The Republicans will certainly make them defend it and I think they have done a very bad job prepping for it. I’m not a communications guru or strategist, but I think what we needed was to have a bunch of doctors and nurses go around the country representing the administration talking endlessly about why [the ACA] is good. If you survey the public about almost all the parts except for the mandate, they actually support it. The reason they don’t support the mandate is because it’s been very badly explained. Most people don’t understand their employer insurance will satisfy the mandate and they get very nervous about potentially paying a penalty and all this complicated stuff. The polls are strong, and we’ve seen over 2.5 million kids get insurance on their parents’ plan because of the legislation, so there are many things that people support.

Looking at other industries as models for innovation, are there any that we can draw on when we look at health care policy and ways to improve delivery or care?

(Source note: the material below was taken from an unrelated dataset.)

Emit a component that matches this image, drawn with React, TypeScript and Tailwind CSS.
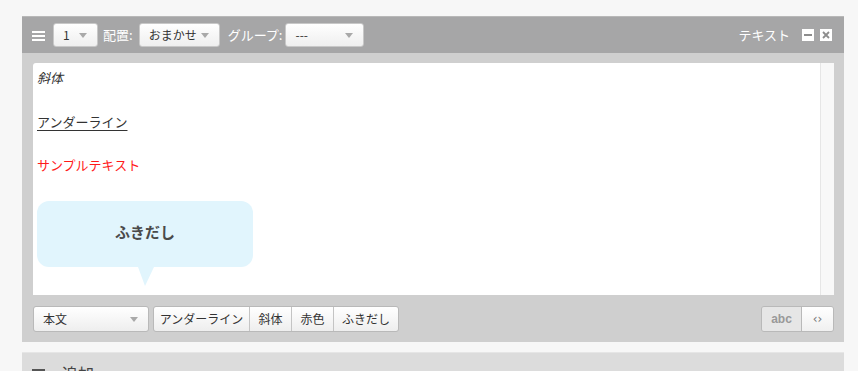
import React from "react";

const font = { fontFamily: '"Noto Sans CJK JP", "Noto Sans", "Liberation Sans", sans-serif' };

function Caret() {
  return (
    <svg width="8" height="5" viewBox="0 0 8 5" className="shrink-0">
      <polygon points="0,0 8,0 4,5" fill="#a9a9a9" />
    </svg>
  );
}

function Select({ label, width }: { label: string; width: string }) {
  return (
    <div
      className={`${width} h-[24px] flex items-center justify-between pl-[9px] pr-[10px] rounded-[3px] bg-gradient-to-b from-white to-[#efefef] border border-[#c8c8c8] text-[12px] text-[#333]`}
    >
      <span>{label}</span>
      <Caret />
    </div>
  );
}

function Hamburger({ color }: { color: string }) {
  return (
    <svg width="13" height="11" viewBox="0 0 13 11">
      <rect x="0" y="1" width="13" height="2" fill={color} />
      <rect x="0" y="5" width="13" height="2" fill={color} />
      <rect x="0" y="9" width="13" height="2" fill={color} />
    </svg>
  );
}

export default function App() {
  return (
    <div className="w-[858px] h-[371px] overflow-hidden bg-[#f7f7f7] pt-[16px] pl-[22px] pr-[14px]" style={font}>
      {/* panel */}
      <div className="bg-[#cfcfcf]">
        {/* header */}
        <div className="h-[37px] bg-[#a6a6a7] border-t border-[#b8b8b8] flex items-center pl-[10px] pr-[12px] text-white text-[13px]">
          <Hamburger color="#ffffff" />
          <div className="ml-[8px]">
            <Select label="1" width="w-[45px]" />
          </div>
          <span className="ml-[5px]">配置:</span>
          <div className="ml-[6px]">
            <Select label="おまかせ" width="w-[81px]" />
          </div>
          <span className="ml-[8px]">グループ:</span>
          <div className="ml-[3px]">
            <Select label="---" width="w-[79px]" />
          </div>
          <span className="ml-auto">テキスト</span>
          <div className="ml-[12px] w-[12px] h-[12px] bg-white flex items-center justify-center">
            <div className="w-[8px] h-[2px] bg-[#8d8d8d]" />
          </div>
          <div className="ml-[6px] w-[12px] h-[12px] bg-white flex items-center justify-center">
            <svg width="8" height="8" viewBox="0 0 8 8">
              <path d="M1 1L7 7M7 1L1 7" stroke="#8d8d8d" strokeWidth="1.8" />
            </svg>
          </div>
        </div>

        {/* body */}
        <div className="pt-[10px] pl-[11px] pr-[10px] pb-[10px]">
          <div className="h-[232px] bg-white rounded-tl-[3px] flex">
            <div className="flex-1 pl-[4px] pt-[6px] flex flex-col items-start text-[13px] leading-[18px] text-[#333]">
              <p className="italic">斜体</p>
              <p className="mt-[26px] underline underline-offset-[3px]">アンダーライン</p>
              <p className="mt-[25px] text-[#ff1a1a]">サンプルテキスト</p>
              <div className="relative mt-[27px]">
                <div className="w-[216px] h-[66px] pb-[4px] rounded-[12px] bg-[#e1f5fd] flex items-center justify-center text-[15px] font-bold text-[#4a4a4a]">
                  ふきだし
                </div>
                <svg className="absolute left-[101px] top-[66px]" width="16" height="19" viewBox="0 0 16 19">
                  <polygon points="0,0 16,0 7,19" fill="#e1f5fd" />
                </svg>
              </div>
            </div>
            <div className="w-[14px] bg-[#f8f8f8] border-l border-[#e6e6e6]" />
          </div>

          {/* toolbar */}
          <div className="mt-[11px] flex items-center text-[12px] text-[#333]">
            <div className="w-[116px] h-[26px] flex items-center justify-between pl-[9px] pr-[10px] rounded-[3px] bg-gradient-to-b from-white to-[#eeeeee] border border-[#b9b9b9]">
              <span>本文</span>
              <Caret />
            </div>
            <div className="ml-[4px] h-[26px] flex rounded-[3px] border border-[#b9b9b9] bg-gradient-to-b from-white to-[#eeeeee] overflow-hidden">
              <div className="w-[96px] flex items-center justify-center border-r border-[#c4c4c4]">アンダーライン</div>
              <div className="w-[42px] flex items-center justify-center border-r border-[#c4c4c4]">斜体</div>
              <div className="w-[42px] flex items-center justify-center border-r border-[#c4c4c4]">赤色</div>
              <div className="w-[64px] flex items-center justify-center">ふきだし</div>
            </div>
            <div className="ml-auto h-[26px] flex rounded-[3px] border border-[#b9b9b9] overflow-hidden">
              <div className="w-[40px] flex items-center justify-center bg-[#e6e6e6] text-[#999] border-r border-[#b9b9b9] font-semibold" style={{ fontFamily: '"Liberation Sans", sans-serif' }}>
                abc
              </div>
              <div className="w-[31px] flex items-center justify-center bg-gradient-to-b from-white to-[#f0f0f0] text-[#777] text-[12px]" style={{ fontFamily: '"DejaVu Sans", sans-serif' }}>
                ‹›
              </div>
            </div>
          </div>
        </div>
      </div>

      {/* next panel */}
      <div className="mt-[10px] h-[40px] bg-[#dcdcdc] border-t border-[#e6e6e6] flex items-start pt-[8px] pl-[10px] text-[16px] text-[#444]">
        <div className="pt-[7px]">
          <Hamburger color="#555555" />
        </div>
        <span className="ml-[17px]">追加</span>
      </div>
    </div>
  );
}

First of all, on the administrative side it’s clear that banking is a very good example regarding transactions around multiple payers, because they’ve been able to solve a lot of the electronic problems. Second, in other countries, there are some hospitals that use Lean technology and production methods to streamline hospital efforts. I don’t think it’s the only approach one would necessarily adopt, but it has been successful. I actually think this is one of those areas where we don’t know the answer, and where studying what works in medicine is probably going to be the big challenge for the next decade. We are going to have a challenge of taking successful models in various parts of the industry and replicating them.